Item 3. | Past Contacts, Transactions, Negotiations and Agreements. |
Item 3 of the Schedule 14D-9 is hereby amended and supplemented by inserting the following paragraph as a new third paragraph under the subheading entitled Continuing Employees in the section entitled Arrangements between the Company and its Executive Officers, Directors and Affiliates:
Other than the foregoing, Parent has not made any arrangements with the named executive officers of the Company with respect to continued employment after the Effective Time.

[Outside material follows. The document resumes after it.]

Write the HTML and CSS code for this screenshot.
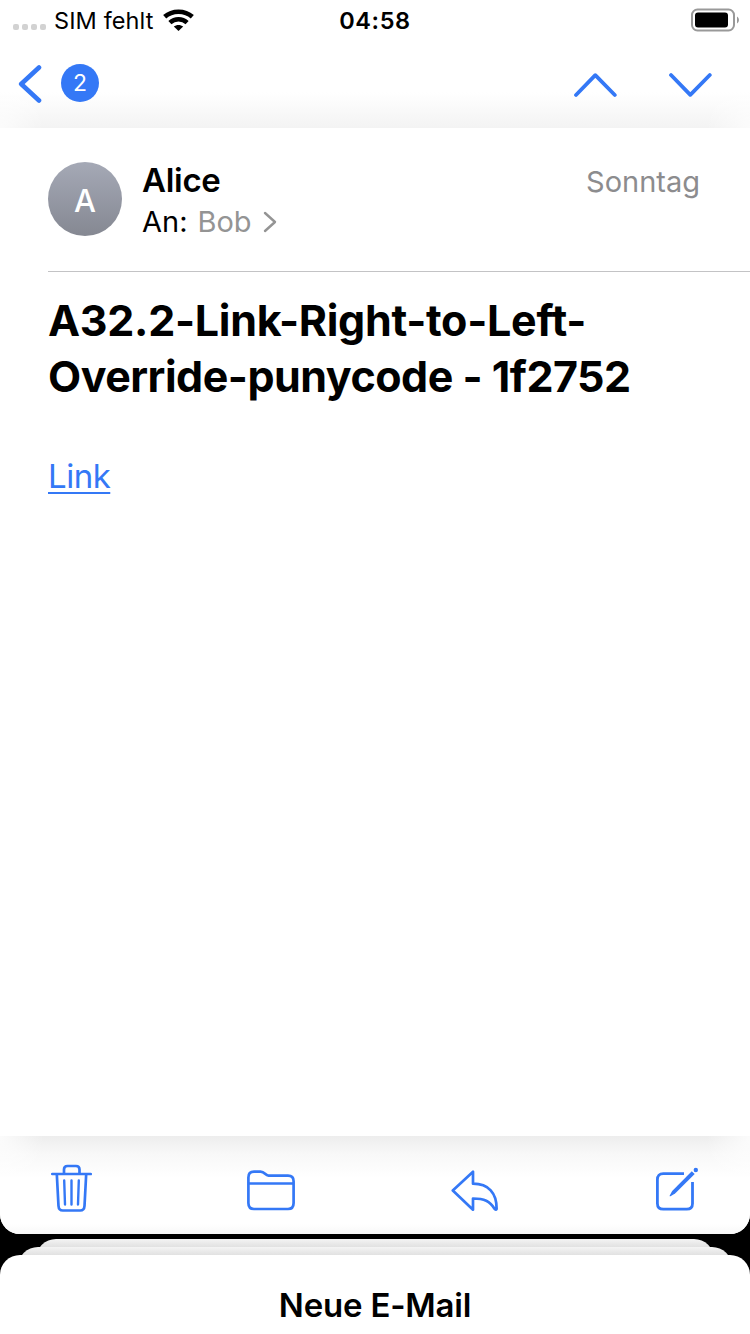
FILE: index.html
```html
<!DOCTYPE html>
<html lang="de">
<head>
<meta charset="utf-8">
<title>Mail</title>
<link rel="stylesheet" href="styles.css">
</head>
<body>
<div class="screen">
  <main class="mail">
    <header class="top">
      <div class="status">
        <div class="carrier">
          <span class="signal"><i></i><i></i><i></i><i></i></span>
          <span class="carrier-name">SIM fehlt</span>
          <svg class="wifi" width="32" height="24" viewBox="0 0 32 24" fill="none" stroke="#000" stroke-width="4.600">
            <path d="M2.700 8.800C10.200 2 22.800 2 30.300 8.800"/>
            <path d="M7.900 14.600C12.800 10.200 20.200 10.200 25.100 14.600"/>
            <path d="M16.500 23l-4.700-4.400c2.600-2.300 6.800-2.300 9.400 0z" fill="#000" stroke="none"/>
          </svg>
        </div>
        <time class="clock">04:58</time>
        <svg class="battery" width="50" height="24" viewBox="0 0 50 24">
          <rect x="2" y="1.500" width="42" height="21" rx="5.500" fill="none" stroke="#999" stroke-width="2"/>
          <rect x="5" y="4.500" width="33" height="15" rx="3" fill="#000"/>
          <path d="M47 8.500c2.600 1.400 2.600 5.600 0 7z" fill="#999"/>
        </svg>
      </div>
      <nav class="nav">
        <svg class="back" width="24" height="40" viewBox="0 0 24 40" fill="none" stroke="#3478f6" stroke-width="4.600" stroke-linecap="round" stroke-linejoin="round"><path d="M21 3.500L3.200 20 21 36.500"/></svg>
        <span class="badge">2</span>
        <svg class="up" width="44" height="28" viewBox="0 0 44 28" fill="none" stroke="#3478f6" stroke-width="3.800" stroke-linecap="round" stroke-linejoin="round"><path d="M3 24L22.300 4.200 41.800 24"/></svg>
        <svg class="down" width="44" height="28" viewBox="0 0 44 28" fill="none" stroke="#3478f6" stroke-width="3.800" stroke-linecap="round" stroke-linejoin="round"><path d="M3 4l19.300 19.800L41.800 4"/></svg>
      </nav>
    </header>
    <article class="message">
      <div class="sender">
        <div class="avatar">A</div>
        <div class="people">
          <div class="from">Alice</div>
          <div class="to"><span class="to-label">An:</span><span class="to-name">Bob</span>
            <svg class="chevron" width="14" height="22" viewBox="0 0 14 22" fill="none" stroke="#949494" stroke-width="2.400" stroke-linecap="round" stroke-linejoin="round"><path d="M2 2l10 9-10 9"/></svg>
          </div>
        </div>
        <time class="date">Sonntag</time>
      </div>
      <h1 class="subject"><span class="line-a">A32.2-Link-Right-to-Left-</span><br><span class="line-b">Override-punycode - 1f2752</span></h1>
      <p class="body"><a class="link" href="#">Link</a></p>
    </article>
    <footer class="toolbar">
      <svg width="42" height="50" viewBox="0 0 42 50" fill="none" stroke="#3478f6" stroke-width="2.700" stroke-linecap="round" stroke-linejoin="round">
        <path d="M2.300 12h38.400M14 12V7.500Q14 4 17.500 4h8.500Q29.500 4 29.500 7.500V12M6.800 12l1.700 32q.3 4.500 4.300 4.500h17.400q4 0 4.300-4.500L36.200 12"/>
        <path d="M14.200 18.500l.8 24M21.500 18.500v24M28.800 18.500l-.8 24" stroke-width="2.400"/>
      </svg>
      <svg width="50" height="50" viewBox="0 0 50 50" fill="none" stroke="#3478f6" stroke-width="2.700" stroke-linejoin="round">
        <path d="M2.400 41V15.500Q2.400 9.700 8 9.700h6.500c4.500 0 4.500 3.900 8 3.900H42q5.600 0 5.600 5.600V41q0 6-5.600 6H8q-5.600 0-5.600-6zM2.400 21.500h45.200"/>
      </svg>
      <svg width="50" height="50" viewBox="0 0 50 50" fill="none" stroke="#3478f6" stroke-width="2.700" stroke-linejoin="round">
        <path d="M1.800 28.400L22 9.700v12C37.500 21.700 45.800 31 45.600 47c-.4 1-1.400 1-1.900 0C38.800 39 33.200 36.500 22 36.500v11.200z"/>
      </svg>
      <svg class="compose" width="46" height="50" viewBox="0 0 46 50" fill="none" stroke="#3478f6" stroke-width="2.800">
        <path d="M29 11.700H8.300Q2.400 11.700 2.400 17.500v24q0 5.700 5.900 5.700h23.400q5.800 0 5.800-5.700V20"/>
        <path d="M36.800 9.200l2.900 2.900-19.600 19.500-4.600 2.700q-1 .3-.8-.8l2.500-4.600z" fill="#3478f6" stroke="none"/>
        <circle cx="40.800" cy="8" r="2.200" fill="#3478f6" stroke="none"/>
      </svg>
    </footer>
  </main>
  <section class="stack">
    <div class="sheet sheet-back"></div>
    <div class="sheet sheet-middle"></div>
    <div class="draft">Neue E-Mail</div>
  </section>
</div>
</body>
</html>
```
FILE: styles.css
```css
* { box-sizing: border-box; }
body { margin: 0; font-family: Inter, "Liberation Sans", sans-serif; color: #000; background: #000; }
svg { display: block; flex: none; }
.screen { width: 750px; height: 1334px; overflow: hidden; display: flex; flex-direction: column; gap: 5px; background: #000; }
.mail { flex: none; height: 1234px; display: flex; flex-direction: column; background: #fff; border-radius: 0 0 20px 20px; overflow: hidden; }
.top { height: 128px; background: radial-gradient(ellipse 44px 60px at 0 100%, rgba(255,255,255,.7), transparent), radial-gradient(ellipse 44px 60px at 100% 100%, rgba(255,255,255,.7), transparent), linear-gradient(#fff 92px, #fcfcfc 102px, #f3f3f3); }
.status { height: 40px; display: grid; grid-template-columns: 1fr auto 1fr; align-items: center; }
.carrier { display: flex; align-items: center; padding-left: 13px; }
.signal { display: flex; gap: 3px; width: 33px; padding-top: 13px; }
.signal i { width: 6px; height: 6px; border-radius: 2px; background: #d2d2d2; }
.carrier-name { margin-left: 8px; font-size: 23.5px; line-height: 38px; padding-top: 2px; letter-spacing: .1px; white-space: nowrap; }
.wifi { margin-left: 9px; }
.clock { font-size: 23.5px; font-weight: 600; line-height: 38px; padding-top: 2px; letter-spacing: .6px; }
.battery { justify-self: end; margin-right: 10px; }
.nav { height: 88px; display: flex; align-items: flex-start; padding: 24px 38px 0 18px; }
.badge { width: 38px; height: 38px; margin-left: 19px; border-radius: 50%; background: #3478f6; color: #fff; font-size: 23px; line-height: 39px; text-align: center; }
.up { margin: 7px 51px 0 auto; }
.down { margin-top: 7px; }
.message { flex: 1; padding-left: 48px; background: #fff; }
.sender { height: 144px; display: flex; align-items: flex-start; padding: 34px 50px 0 0; border-bottom: 1px solid #c3c3c5; }
.avatar { width: 74px; height: 74px; border-radius: 50%; background: linear-gradient(#a5a9b6, #858892); color: #fff; font-size: 31px; font-weight: 500; line-height: 78px; text-align: center; }
.people { margin-left: 20px; }
.from { font-size: 33px; font-weight: 600; line-height: 36px; letter-spacing: -.3px; }
.to { display: flex; align-items: center; margin-top: 2px; font-size: 29px; line-height: 44px; }
.to-name { margin-left: 10px; color: #949494; }
.chevron { margin-left: 11px; }
.date { margin-left: auto; color: #8c8c8e; font-size: 29px; line-height: 40px; }
.subject { margin: 20px 0 0; font-size: 43px; line-height: 56px; font-weight: 700; white-space: nowrap; }
.line-a { letter-spacing: -.28px; }
.line-b { letter-spacing: -.5px; }
.body { margin: 50px 0 0; font-size: 33px; line-height: 44px; letter-spacing: -.5px; }
.link { color: #3478f6; text-decoration-thickness: 2px; text-underline-offset: 4px; }
.toolbar { height: 98px; display: flex; justify-content: space-between; padding: 26px 51px 0 50px; background: radial-gradient(ellipse 44px 60px at 0 0, rgba(255,255,255,.8), transparent), radial-gradient(ellipse 44px 60px at 100% 0, rgba(255,255,255,.8), transparent), linear-gradient(#ededed, #f8f8f8 18px, #fcfcfc 32px, #fff 42px, #fff 88px, #f8f8f8); }
.compose { margin-right: -2px; }
.stack { flex: 1; display: flex; flex-direction: column; }
.sheet { height: 28px; margin-bottom: -20px; border-radius: 20px 20px 0 0; background: linear-gradient(#f4f4f4, #e1e1e1 8px); flex: none; }
.sheet-back { margin-left: 36px; margin-right: 36px; }
.sheet-middle { margin-left: 18px; margin-right: 18px; }
.draft { flex: 1; border-radius: 20px 20px 0 0; background: #fff; font-size: 33px; font-weight: 600; line-height: 100px; letter-spacing: -.2px; text-align: center; }
```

Item 4. | The Solicitation or Recommendation. |
Item 4 of the Schedule 14D-9 is hereby amended and supplemented by adding the following as a new sixth sentence in the second paragraph under the subheading entitled Background of the Offer:
Parent did not inform the Company as to the reasons for declining to pursue an acquisition of the Company at that time.
Item 4 of the Schedule 14D-9 is hereby further amended and supplemented by adding the following as a new third sentence in the fourth paragraph under the subheading entitled Background of the Offer:
During these discussions and negotiations, the Company entered into confidentiality agreements with several potential partners. One of those confidentiality agreements contains a standstill provision that remains in effect until December 2011 that would preclude the other party to the agreement from making an unsolicited tender offer for the Company, but would not preclude it from approaching the Company or the Board with a superior proposal.
Item 4 of the Schedule 14D-9 is hereby further amended and supplemented by replacing the first sentence of the fifth paragraph under the subheading entitled Background of the Offer with the following:
In October 2009, Dr. Bruce L.A. Carter, Chairman of the Company Board, contacted Dr. Jeremy Levin, Senior Vice President, Strategy, Alliances and Transactions, of Parent to inquire as to Parents interest in acquiring all or some portion of the Companys Shares then held by Warburg Pincus in order to provide a way for Warburg Pincus to reduce its holdings in the Company without selling Shares into the market, and thereby possibly creating downward pressure on the Companys Share price.
Item 4 of the Schedule 14D-9 is hereby further amended and supplemented by adding the following as a new second sentence in the seventh paragraph under the subheading entitled Background of the Offer:
In conversations with Dr. Carter, representatives of Novo Nordisk had indicated that Novo Nordisk considered its Shares to be a financial rather than a strategic asset, and as such, Novo Nordisk would be willing to consider a sale of its Shares to an acquirer at an appropriate price.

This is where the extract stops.